Meet est le nom de l’héroïne de la série, une jeune femme de vingt ans qui est la cadette de deux filles élevées par leur mère et leur grand’mère. On apprendra au cours de ce premier épisode que leur père était un officier de police et qu’il est décédé, bien qu’on n’explore pas dans quelles circonstances pour le moment.
Manushi, sa grande sœur, est très féminine, fait attention à son apparence, et se montre à l’occasion superficielle. Elle n’est pas fondamentalement méchante, mais elle a une moins grande considération pour sa petite sœur que pour d’autres membres de sa famille, en particulier la grand’mère dont elle est la petite favorite. Meet par comparaison est plutôt masculine, quelque chose souligné à la fois par ses cheveux courts mais aussi par le fait qu’elle a un travail en tant que coursière. Sa grand’mère considère qu’une femme ne devrait pas travailler hors de la maison, et n’éprouve que du mépris pour son travail ; une attitude que Manushi a également adoptée. L’héroïne subvient pourtant, grâce à ce job, aux besoins de la totalité des femmes de sa famille.

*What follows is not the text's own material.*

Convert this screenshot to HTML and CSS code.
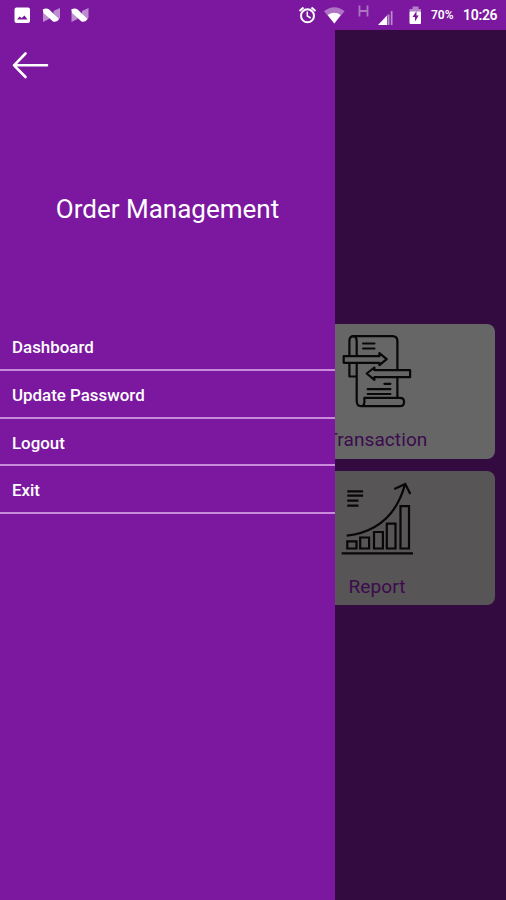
FILE: index.html
```html
<!DOCTYPE html>
<html lang="en">
<head>
    <meta charset="UTF-8">
    <meta name="viewport" content="width=device-width, initial-scale=1.0">
    <title>Order Management</title>
    <link rel="stylesheet" href="styles.css">
</head>
<body>
    <header class="status-bar">
        <svg class="status-left" width="110" height="30" viewBox="0 0 110 30">
            <rect x="14.5" y="7.5" width="15.5" height="15.5" rx="2" fill="#fff"/>
            <path d="M17 19.5l2.500-3 2.200 1.500 2.800-2.500 3 4z" fill="#7b189f"/>
            <g id="nIcon">
                <path d="M43 12l6 3v4l-6 3zM53.500 11l6.500-3v10l-2 2-4.500-4z" fill="#fff" opacity=".5"/>
                <path d="M42.700 9.500q3.500-2 6.500 0l9.800 9.500q-1.500 3.500-6 2.500L43.500 13z" fill="#fff"/>
            </g>
            <use href="#nIcon" x="28.500"/>
        </svg>
        <div class="status-right">
            <svg width="134" height="30" viewBox="0 0 134 30">
                <!-- alarm -->
                <g fill="none" stroke="#fff" stroke-width="2">
                    <circle cx="17.500" cy="15.800" r="6.500"/>
                    <path d="M9.500 11l4-3.500M25.500 11l-4-3.500"/>
                    <path d="M17.300 11.500v4.500l3.400 2" stroke-width="1.500"/>
                </g>
                <!-- wifi -->
                <path d="M34 11.300q10.300-8.300 20.600 0L44.300 23.500z" fill="#fff" opacity=".4"/>
                <path d="M37.700 15q6.600-4.500 13 0L44.300 23.500z" fill="#fff"/>
                <!-- signal -->
                <path d="M69.500 5.500v11M77.500 5.500v11M69.500 11h8" stroke="#fff" stroke-width="1.800" opacity=".4"/>
                <path d="M88 25l9-9.500V25z" fill="#fff"/>
                <path d="M97.500 14.500h2V25h-2zM100.800 11h1.700v14h-1.700z" fill="#fff" opacity=".5"/>
                <!-- battery -->
                <path d="M119.500 12V9h3V6.500h6V9h2.500v3z" fill="#fff" opacity=".45"/>
                <rect x="119.500" y="11.500" width="11.500" height="12.500" rx="1" fill="#fff"/>
                <path d="M126.500 11l-4 6h2.500v4.500l3.700-6h-2.200z" fill="#7b189f"/>
            </svg>
            <span class="battery-text">70%</span>
            <span class="clock">10:26</span>
        </div>
    </header>

    <main class="screen">
        <section class="dashboard">
            <div class="card transaction">
                <svg class="card-icon" width="72" height="76" viewBox="0.6 0.5 72 76" fill="none" stroke="#080808" stroke-width="2.200" stroke-linejoin="round" stroke-linecap="round">
                    <path d="M9 22V7.500q0-4.800 4.500-4.800H52q5 0 5 5V36M57 44v20"/>
                    <path d="M12.500 2.700q3.800 0 3.800 5V22M9 30v13h7M16.300 30v37q0 5.700 4.200 5.700 3.500 0 3.500-4.200v-4.200h35.500q4.200 0 4.200 4.200t-4.200 4.200h-39"/>
                    <path d="M22.700 10H34M22.700 15H34M44 50.300h6M27.300 55.700H50M27.300 60.500H50"/>
                    <path d="M3.300 22.700H39v-3l7.300 6-7.300 6v-2.400H3.300zM69.700 36.700H34V34l-7.700 6 7.700 6.300v-2.600h35.700z"/>
                </svg>
                <span class="card-label">Transaction</span>
            </div>
            <div class="card report">
                <svg class="card-icon" width="72" height="76" viewBox="0 0 72 76" fill="none" stroke="#080808" stroke-width="2.200">
                    <path d="M6.300 10.300h15.800M6.300 14.700h15.800M6.300 19.700h11.200M6.300 24.700h11.200"/>
                    <path d="M5.700 54.700C37 51 56 33 64 3.300M53.300 8L64.300 3l5 10"/>
                    <path d="M6.300 60.300h9.200v7.200H6.300zM19.200 56.500h8.900v11h-8.900zM33 51h8.900v16.500H33zM45.800 42.700h8.700v24.800h-8.700zM59.500 25.200H68v42.300h-8.500z"/>
                    <path d="M.7 72.300H72"/>
                </svg>
                <span class="card-label">Report</span>
            </div>
        </section>

        <nav class="drawer">
            <svg class="back" width="40" height="30" viewBox="0 0 40 30" fill="none" stroke="#fff" stroke-width="2.600" stroke-linecap="round" stroke-linejoin="round">
                <path d="M13.500 3.500L2 15.300l11.500 11.700M2 15.300h33"/>
            </svg>
            <h1 class="title">Order Management</h1>
            <ul class="menu">
                <li>Dashboard</li>
                <li>Update Password</li>
                <li>Logout</li>
                <li>Exit</li>
            </ul>
        </nav>
    </main>
</body>
</html>
```
FILE: styles.css
```css
* {
    box-sizing: border-box;
}
body {
    margin: 0;
    height: 900px;
    overflow: hidden;
    font-family: Roboto, sans-serif;
    color: #fff;
    background: #330b40;
}
svg {
    display: block;
    flex-shrink: 0;
}
.status-bar {
    display: flex;
    justify-content: space-between;
    height: 30px;
    background: #7b189f;
}
.status-right {
    display: flex;
    align-items: center;
    width: 216px;
}
.battery-text {
    width: 30px;
    margin-left: 7px;
    font-size: 12px;
    font-weight: 600;
}
.clock {
    font-size: 14px;
    font-weight: 600;
    letter-spacing: -0.3px;
    margin-left: 2px;
}
.screen {
    position: relative;
    height: 870px;
}
.dashboard {
    display: flex;
    flex-direction: column;
    align-items: flex-end;
    gap: 12px;
    padding: 294px 11px 0 0;
}
.card {
    display: flex;
    flex-direction: column;
    align-items: center;
    width: 236px;
    height: 134.5px;
    padding-top: 10px;
    border-radius: 8px;
}
.transaction {
    background: #666;
}
.report {
    background: #575555;
}
.card-icon {
    margin-bottom: 18px;
}
.card-label {
    font-size: 19px;
    line-height: 24px;
    letter-spacing: 0.1px;
    color: #3b0b4e;
}
/* open menu lies over the dashboard */
.drawer {
    position: absolute;
    top: 0;
    left: 0;
    width: 335px;
    height: 100%;
    background: #7b189f;
}
.back {
    margin: 20px 0 0 12px;
}
.title {
    margin: 112px 0 0;
    font-size: 26px;
    font-weight: 400;
    line-height: 34px;
    text-align: center;
}
.menu {
    margin: 97.4px 0 0;
    padding: 0;
    list-style: none;
}
.menu li {
    height: 47.6px;
    padding-left: 12px;
    border-bottom: 2px solid #c88bdc;
    font-size: 16.9px;
    font-weight: 500;
    line-height: 49px;
}
```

Le premier épisode commence justement alors qu’elle est en train de livrer un paquet. La femme qui lui ouvre la porte la prend (évidemment) pour un homme au début, puis Meet ôte son casque de moto pour la détromper, et finit par l’aider à monter le meuble pour bébé que la cliente avait commandé. C’est par ce genre de scènes que Meet veut nous indiquer que sa protagoniste centrale n’est pas une femme comme les autres. Chaque fois qu’elle est prise pour un homme, Meet met un point d’honneur à détromper son interlocutrice, mais en rappelant que ce qu’elle fait n’est pas masculin. A la cliente, par exemple, elle indiquera que pour faire son travail il n’y a pas besoin d’être un homme, juste d’être passionnée. La démonstration n’est pas absolument fine, mais la subtilité n’est pas l’enjeu ici puisqu’on est dans un épisode d’exposition de moins d’une demi-heure. Or, on a d’autres éléments de la série à introduire.

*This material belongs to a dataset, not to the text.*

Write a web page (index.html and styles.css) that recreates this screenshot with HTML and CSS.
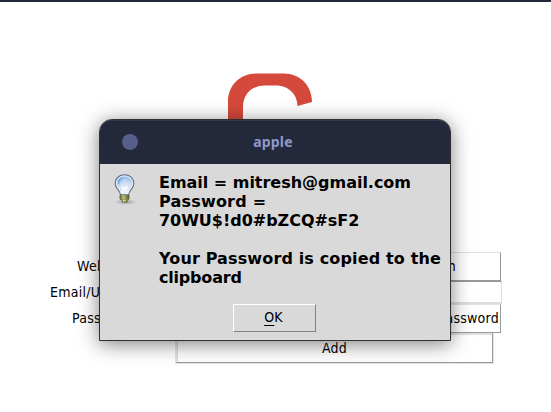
FILE: index.html
```html
<!DOCTYPE html>
<html lang="en">
<head>
<meta charset="utf-8">
<title>Password Manager</title>
<link rel="stylesheet" href="styles.css">
</head>
<body>
<main class="app">
  <svg class="logo" width="100" height="100" viewBox="0 0 100 100" aria-hidden="true">
    <path d="M0 100V28.500C0 12.500 12 .5 28 .5H56C72 .5 84 12.500 84 29L69.500 33C69.500 21 60 12.500 48 12.500H37C24 12.500 15 21 15 34V100Z" fill="#d5493c"/>
  </svg>
  <form class="form">
    <div class="row row-website">
      <span class="label">Website:</span>
      <span class="entry"></span>
      <span class="button button-side">Search</span>
    </div>
    <div class="row row-email">
      <span class="label">Email/Username:</span>
      <span class="entry"></span>
    </div>
    <div class="row row-password">
      <span class="label">Password:</span>
      <span class="entry"></span>
      <span class="button button-generate">Generate Password</span>
    </div>
    <div class="button button-add">Add</div>
  </form>
</main>
<section class="dialog" role="dialog" aria-label="apple">
  <header class="titlebar"><span class="close"></span><h1 class="title">apple</h1></header>
  <div class="content">
    <svg class="bulb" width="24" height="32" viewBox="0 0 24 32" aria-hidden="true">
      <defs>
        <radialGradient id="glass" cx=".55" cy=".7" r=".7"><stop offset="0" stop-color="#f2f6f8"/><stop offset=".5" stop-color="#cbdcf0"/><stop offset="1" stop-color="#83aee8"/></radialGradient>
        <radialGradient id="shade"><stop offset="0" stop-color="#777" stop-opacity=".8"/><stop offset="1" stop-color="#999" stop-opacity="0"/></radialGradient>
        <linearGradient id="brass"><stop offset="0" stop-color="#77773b"/><stop offset=".4" stop-color="#efeead"/><stop offset="1" stop-color="#55552b"/></linearGradient>
      </defs>
      <ellipse cx="12.500" cy="28" rx="11" ry="3" fill="url(#shade)"/>
      <path d="M7.500 21C7.500 16 2.200 15 2.200 9.500C2.200 4 6 .8 11.500 .8S20.800 4 20.800 9.500C20.800 15 15.500 16 15.500 21Z" fill="url(#glass)" stroke="#6c7683" stroke-width="1.200"/>
      <path d="M8.500 20C8.300 15.500 3.500 14 3.500 9.500C3.500 5 7 2 11.500 2S19.500 5 19.500 9.500C19.500 14 14.700 15.500 14.500 20" fill="none" stroke="#f4f8fd" stroke-width="1"/>
      <path d="M5 9C5 5 8 3.500 11 3.500C8 5 6.500 7 6 11Z" fill="#79a9eb"/>
      <path d="M10 20V15L8.500 13L11.500 14.500L14.500 12.500L13 15V20" fill="none" stroke="#fff" stroke-width="1"/>
      <path d="M7 21H16V25L14 26.500V28H9.500V26.500L7 25Z" fill="url(#brass)" stroke="#5b5b34" stroke-width=".8"/>
      <path d="M7 23.500L16 22.500M8 25.500L15.500 24.500" stroke="#66662f" stroke-width=".8"/>
    </svg>
    <p class="message"><span class="line-email">Email = mitresh@gmail.com</span><br><span class="line-label">Password =</span><br><span class="line-email">70WU$!d0#bZCQ#sF2</span><br><br><span class="line-notice">Your Password is copied to the</span><br><span class="line-end">clipboard</span></p>
  </div>
  <div class="ok"><span class="mnemonic">O</span>K</div>
</section>
</body>
</html>
```
FILE: styles.css
```css
* { box-sizing: border-box; }
body {
  margin: 0;
  width: 551px;
  height: 412px;
  overflow: hidden;
  background: #fff;
  color: #000;
  font: 14px/16px "DejaVu Sans Condensed", "DejaVu Sans", sans-serif;
  font-stretch: condensed;
  letter-spacing: .25px;
}
.app {
  height: 412px;
  border-top: 2px solid #24283b;
  padding: 71px 50px 0;
}
.logo { display: block; margin-left: 178px; }
.form { margin-top: 79px; white-space: nowrap; }
.row { display: flex; align-items: center; width: 451px; }
.row-website { height: 29px; }
.row-email { height: 23px; }
.row-password { height: 29px; }
.label {
  display: flex;
  justify-content: flex-start;
  width: 107px;
  flex: none;
  padding-bottom: 2px;
}
.row-website .label { padding-left: 27px; }
.row-password .label { padding-left: 22px; }
.entry {
  flex: 1;
  height: 23px;
  margin-left: 20px;
  border: 2px solid;
  border-color: #999 #ddd #ddd #999;
  background: #fff;
}
.row-email .entry {
  border-width: 1px 1px 2px;
  margin-right: -1px;
}
.button {
  display: flex;
  align-items: center;
  justify-content: center;
  height: 29px;
  border: 1px solid;
  border-color: #e2e2e2 #999 #999 #e2e2e2;
  background: #fff;
}
.button-side { width: 129px; padding: 0 6px 2px 0; }
.button-generate {
  width: 129px;
  justify-content: flex-end;
  padding: 0 1px 2px 0;
}
.button-add {
  width: 317px;
  height: 30px;
  margin-left: 126px;
  box-shadow: inset 1px 1px #ddd, 0 0 0 1px #e4e4e4;
}
.dialog {
  position: absolute;
  left: 99px;
  top: 119px;
  width: 352px;
  height: 222px;
  border: 1px solid #303030;
  border-radius: 13px 13px 0 0;
  background: #d9d9d9;
  box-shadow: 0 3px 20px rgba(0, 0, 0, .5);
}
.titlebar {
  display: flex;
  align-items: center;
  height: 44px;
  padding-left: 22px;
  border-radius: 12px 12px 0 0;
  background: #24283b;
  box-shadow: inset 0 1px #343849;
}
.close { width: 16px; height: 16px; border-radius: 50%; background: #565f89; }
.title {
  flex: 1;
  margin: 0 42px 0 0;
  color: #9099c7;
  font: bold 14px/20px "Noto Sans", sans-serif;
  letter-spacing: .2px;
  text-align: center;
}
.content { display: flex; height: 140px; padding: 9px 0 0 13px; }
.bulb { margin-top: 1px; flex: none; }
.message {
  margin: 0 0 0 22px;
  font: bold 16px/19px "DejaVu Sans", sans-serif;
  white-space: nowrap;
}
.line-email { letter-spacing: -.02px; }
.line-label { letter-spacing: .2px; }
.line-notice { letter-spacing: .14px; }
.line-end { letter-spacing: -.2px; }
.ok {
  width: 83px;
  height: 28px;
  margin-left: 133px;
  padding-right: 2px;
  border: 1px solid;
  border-color: #fff #828282 #828282 #fff;
  text-align: center;
  line-height: 24px;
}
.mnemonic { text-decoration: underline; text-underline-offset: 3px; }
```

En particulier, ce premier épisode de Meet commence à laisser entendre que ce n’est pas un hasard si son héroïne éponyme endosse un rôle plutôt masculin. Après le décès de son père, la jeune femme a en effet pris sur elle de s’assurer du bien-être de sa famille, celle-ci n’ayant plus de membre masculin pouvant être « l’homme de la maison ». Dans une brève scène de flashback, on la verra même avec des cheveux longs tressés, ce qui tend à indiquer que son apparence a commencé à adopter une présentation plus masculine après que Meet ait pris de nouvelles responsabilités considérées comme masculines.

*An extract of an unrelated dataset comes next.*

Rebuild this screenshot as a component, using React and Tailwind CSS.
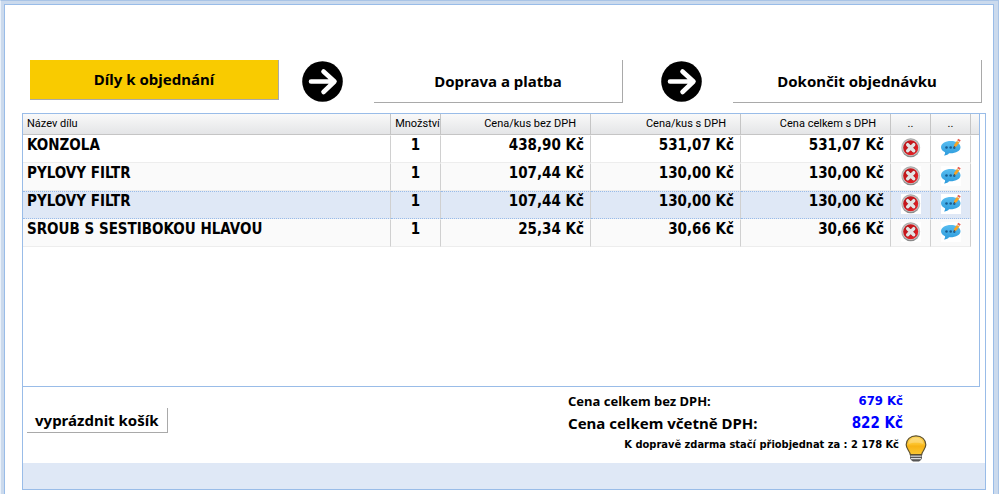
import { useState } from 'react';
import clsx from 'clsx';

const steps = ['Díly k objednání', 'Doprava a platba', 'Dokončit objednávku'];

const items = [
  { id: 1, name: 'KONZOLA', qty: 1, net: '438,90 Kč', gross: '531,07 Kč', total: '531,07 Kč' },
  { id: 2, name: 'PYLOVY FILTR', qty: 1, net: '107,44 Kč', gross: '130,00 Kč', total: '130,00 Kč' },
  { id: 3, name: 'PYLOVY FILTR', qty: 1, net: '107,44 Kč', gross: '130,00 Kč', total: '130,00 Kč' },
  { id: 4, name: 'SROUB S SESTIBOKOU HLAVOU', qty: 1, net: '25,34 Kč', gross: '30,66 Kč', total: '30,66 Kč' },
];

const columns = [
  { label: 'Název dílu', align: 'pl-1 text-left' },
  { label: 'Množství', align: 'pl-1 text-center' },
  { label: 'Cena/kus bez DPH', align: 'pr-3.5 text-right' },
  { label: 'Cena/kus s DPH', align: 'pr-3.5 text-right' },
  { label: 'Cena celkem s DPH', align: 'pr-3.5 text-right' },
  { label: '..', align: 'text-center' },
  { label: '..', align: 'text-center' },
];

function ArrowCircle({ className }) {
  return (
    <svg viewBox="0 0 41 41" className={clsx('mt-px h-[41px] w-[41px] shrink-0', className)} aria-hidden="true">
      <circle cx="20.5" cy="20.5" r="20.3" fill="#000" />
      <path d="M9 20.5H32M21.5 10.5L32.5 20.5L21.5 31" fill="none" stroke="#fff" strokeWidth="4.6" strokeLinecap="round" strokeLinejoin="round" />
    </svg>
  );
}

function RemoveIcon() {
  return (
    <svg viewBox="0 0 20 20" className="h-5 w-5" aria-hidden="true">
      <defs>
        <linearGradient id="ring" x1="0" y1="0" x2="0" y2="1">
          <stop offset="0" stopColor="#a5a5a5" />
          <stop offset="0.5" stopColor="#c4c4c4" />
          <stop offset="1" stopColor="#858585" />
        </linearGradient>
        <linearGradient id="red" x1="0" y1="0" x2="1" y2="1">
          <stop offset="0" stopColor="#b81418" />
          <stop offset="0.5" stopColor="#d0181d" />
          <stop offset="1" stopColor="#f0262b" />
        </linearGradient>
      </defs>
      <circle cx="9.7" cy="9.7" r="9.5" fill="url(#ring)" />
      <circle cx="9.7" cy="9.7" r="8.2" fill="#cfcfcf" />
      <circle cx="9.7" cy="9.7" r="7.5" fill="url(#red)" />
      <path d="M6.7 6.7L12.7 12.7M12.7 6.7L6.7 12.7" stroke="#a01418" strokeWidth="4.2" strokeLinecap="round" />
      <path d="M6.7 6.7L12.7 12.7M12.7 6.7L6.7 12.7" stroke="#e4e4e4" strokeWidth="3.5" strokeLinecap="round" />
    </svg>
  );
}

function CommentIcon() {
  return (
    <svg viewBox="0 0 20 20" className="h-5 w-5" aria-hidden="true">
      <defs>
        <linearGradient id="bubble" x1="0" y1="0" x2="0" y2="1">
          <stop offset="0" stopColor="#58bdf0" />
          <stop offset="1" stopColor="#2d9bdc" />
        </linearGradient>
      </defs>
      <path d="M10 3C4.2 3 0 5.7 0 9.2C0 11.5 1.7 13.2 4 14.2C4.3 15.5 3.7 16.5 3 17.4C5.5 17.3 7 16.5 8 15.2C14.5 15.6 19.5 13 19.5 9.2C19.5 5.6 15.5 3 10 3Z" fill="url(#bubble)" />
      <g fill="#175c92">
        <circle cx="5.5" cy="9.5" r="1.3" />
        <circle cx="9.7" cy="9.5" r="1.3" />
        <circle cx="13.3" cy="9.8" r="1.2" />
      </g>
      <path d="M12.8 9.5L13.2 6.8L16.5 2L19 3.5L15.6 8.3Z" fill="#f6a325" />
      <path d="M16.2 2.3L17.2 0.8L19.7 2.3L18.7 3.9Z" fill="#e85b50" />
      <path d="M15.8 2.9L16.3 2.2L18.8 3.8L18.3 4.5Z" fill="#dfe5e8" />
      <path d="M12.8 9.5L13.1 7.9L14.4 8.8Z" fill="#444" />
    </svg>
  );
}

function BulbIcon() {
  return (
    <svg viewBox="0 0 22 28" className="h-7 w-[22px] shrink-0" aria-hidden="true">
      <defs>
        <linearGradient id="bulb" x1="0" y1="0" x2="0" y2="1">
          <stop offset="0" stopColor="#fbd45c" />
          <stop offset="0.45" stopColor="#fcc22a" />
          <stop offset="0.55" stopColor="#f7b315" />
          <stop offset="1" stopColor="#fbc832" />
        </linearGradient>
      </defs>
      <path d="M5 19.5H17V23L16 25L14 26.4H8L6 25L5 23Z" fill="#555" />
      <path d="M5.5 21.2H16.5M6 23.7H16" stroke="#ddd" strokeWidth="1.2" />
      <path d="M11 0.8C5.3 0.8 1.2 4.7 1.2 9.7C1.2 14 4.8 15.8 5.3 19.6H16.7C17.2 15.8 20.8 14 20.8 9.7C20.8 4.7 16.7 0.8 11 0.8Z" fill="url(#bulb)" stroke="#5d5130" strokeWidth="1.2" />
      <path d="M3.6 9C3.6 5.4 6.7 2.8 11 2.8C15.3 2.8 18.4 5.4 18.4 9C14.3 7.3 7.7 7.3 3.6 9Z" fill="#fff" opacity="0.25" />
    </svg>
  );
}

function Steps() {
  return (
    <nav className="flex items-start pr-[11px] pl-[25px]">
      {steps.map((label, i) => (
        <div key={label} className="contents">
          {i === 1 && <ArrowCircle className="mr-[31px] ml-[23px]" />}
          {i === 2 && <ArrowCircle className="mr-[31px] ml-[38px]" />}
          <button
            type="button"
            className={clsx(
              'flex-1 border-r border-b border-[#a9a9a9] text-[15px] font-bold',
              i === 0 ? 'h-10 bg-[#f9cb00]' : 'h-[43px] bg-white'
            )}
          >
            {label}
          </button>
        </div>
      ))}
    </nav>
  );
}

function ItemRow({ item, odd, selected, onSelect }) {
  const cell = clsx(
    'h-7 border-r border-r-[#d0d0d0] border-y p-0 align-top',
    selected
      ? 'border-y-[#99bbe8] bg-[#dfe8f6] [border-top-style:dotted] [border-bottom-style:dotted]'
      : 'border-t-transparent border-b-[#ededed]',
    !selected && odd && 'bg-[#fafafa]'
  );

  return (
    <tr onClick={onSelect}>
      <td className={clsx(cell, 'pl-1')}>{item.name}</td>
      <td className={clsx(cell, 'text-center')}>{item.qty}</td>
      <td className={clsx(cell, 'pr-1.5 text-right')}>{item.net}</td>
      <td className={clsx(cell, 'pr-1.5 text-right')}>{item.gross}</td>
      <td className={clsx(cell, 'pr-1.5 text-right')}>{item.total}</td>
      <td className={cell}>
        <button type="button" aria-label="Odebrat" className="mx-auto mt-0.5 block h-5 w-5 bg-white">
          <RemoveIcon />
        </button>
      </td>
      <td className={cell}>
        <button type="button" aria-label="Poznámka" className="mx-auto mt-0.5 block h-5 w-5 bg-white">
          <CommentIcon />
        </button>
      </td>
      <td className="p-0" />
    </tr>
  );
}

function ItemTable() {
  const [selected, setSelected] = useState(3);

  return (
    <div className="mr-[5px] min-h-[273px] border-r border-b border-[#99bce8]">
      <table className="w-full table-fixed border-separate border-spacing-0">
        <colgroup>
          <col />
          <col className="w-[50px]" />
          <col className="w-[150px]" />
          <col className="w-[150px]" />
          <col className="w-[150px]" />
          <col className="w-10" />
          <col className="w-10" />
          <col className="w-2" />
        </colgroup>
        <thead className="bg-linear-to-b from-[#f9f9f9] to-[#e3e4e6]">
          <tr className="font-[Roboto,'Noto_Sans',sans-serif] text-[11px] leading-5">
            {columns.map((col, i) => (
              <th key={i} className={clsx('border-r border-b border-[#c5c5c5] py-0 font-normal whitespace-nowrap', col.align)}>
                {col.label}
              </th>
            ))}
            <th className="border-b border-[#c5c5c5] p-0" />
          </tr>
        </thead>
        <tbody className="font-['DejaVu_Sans_Condensed','Noto_Sans',sans-serif] text-[15px] leading-[18px] font-bold">
          {items.map((item, i) => (
            <ItemRow
              key={item.id}
              item={item}
              odd={i % 2 === 1}
              selected={item.id === selected}
              onSelect={() => setSelected(item.id)}
            />
          ))}
        </tbody>
      </table>
    </div>
  );
}

function Summary() {
  return (
    <div className="flex h-[76px] items-start justify-between pr-[58px] pl-1 font-bold">
      <button type="button" className="mt-[21px] h-[25px] border-r border-b border-[#a9a9a9] px-2 text-[15px] leading-6">
        vyprázdnit košík
      </button>
      <div className="w-[359px] pt-1">
        <div className="flex justify-between pr-6 text-[13px] leading-5">
          <span>Cena celkem bez DPH:</span>
          <span className="font-['DejaVu_Sans_Condensed','Noto_Sans',sans-serif] text-[#0000ff]">679 Kč</span>
        </div>
        <div className="flex justify-between pr-6 text-[15px] leading-6">
          <span>Cena celkem včetně DPH:</span>
          <span className="font-['DejaVu_Sans_Condensed','Noto_Sans',sans-serif] text-[#0000ff]">822 Kč</span>
        </div>
        <div className="flex h-5 items-start justify-end gap-1.5 font-['DejaVu_Sans_Condensed','Noto_Sans',sans-serif] text-[11px] leading-5 whitespace-nowrap">
          <span>K dopravě zdarma stačí přiobjednat za : 2 178 Kč</span>
          <BulbIcon />
        </div>
      </div>
    </div>
  );
}

function App() {
  return (
    <div className="mr-px min-h-screen border-x border-t border-[#a9c4e6] border-l-[#eaf1fa] bg-[#cbdaed] px-[3px] pt-[3px] pr-1 font-['Noto_Sans','Open_Sans',sans-serif] text-black">
      <div className="flex min-h-[490px] flex-col border-x border-t border-[#99bce8] bg-white pt-[55px]">
        <Steps />
        <div className="mt-2.5 mr-[7px] ml-[17px] border border-[#99bce8]">
          <ItemTable />
          <Summary />
          <div className="h-[26px] bg-[#dfe8f6]" />
        </div>
      </div>
    </div>
  );
}

export default App;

Un autre aspect de l’intrigue de cet épisode inaugural vient encore souligner combien les rôles genrés ont basculé dans cette famille. L’épisode se déroule en effet le jour de Raksha Bandhan, une fête pendant laquelle, traditionnellement, les sœurs offrent un symbole de leur attachement aux frères (en particulier un rakhi noué autour du poignet), et les frères en échange leur offrent des petits cadeaux. La mère de Manushi et Meet insiste (apparemment pas pour la première fois) pour que cette année, Manu offre à Meet un rakhi et suive la cérémonie traditionnelle à la lettre, quand bien même, normalement, elle n’a pas lieu entre deux sœurs. Manu, qui ne pense qu’à aller voir ses amies, comme sa grand’mère qui est très traditionnelle (ce qui est illustré par sa méconnaissance de l’anglais au début de l’épisode), tentent d’échapper à cette tradition… mais rien à faire, la mère insiste.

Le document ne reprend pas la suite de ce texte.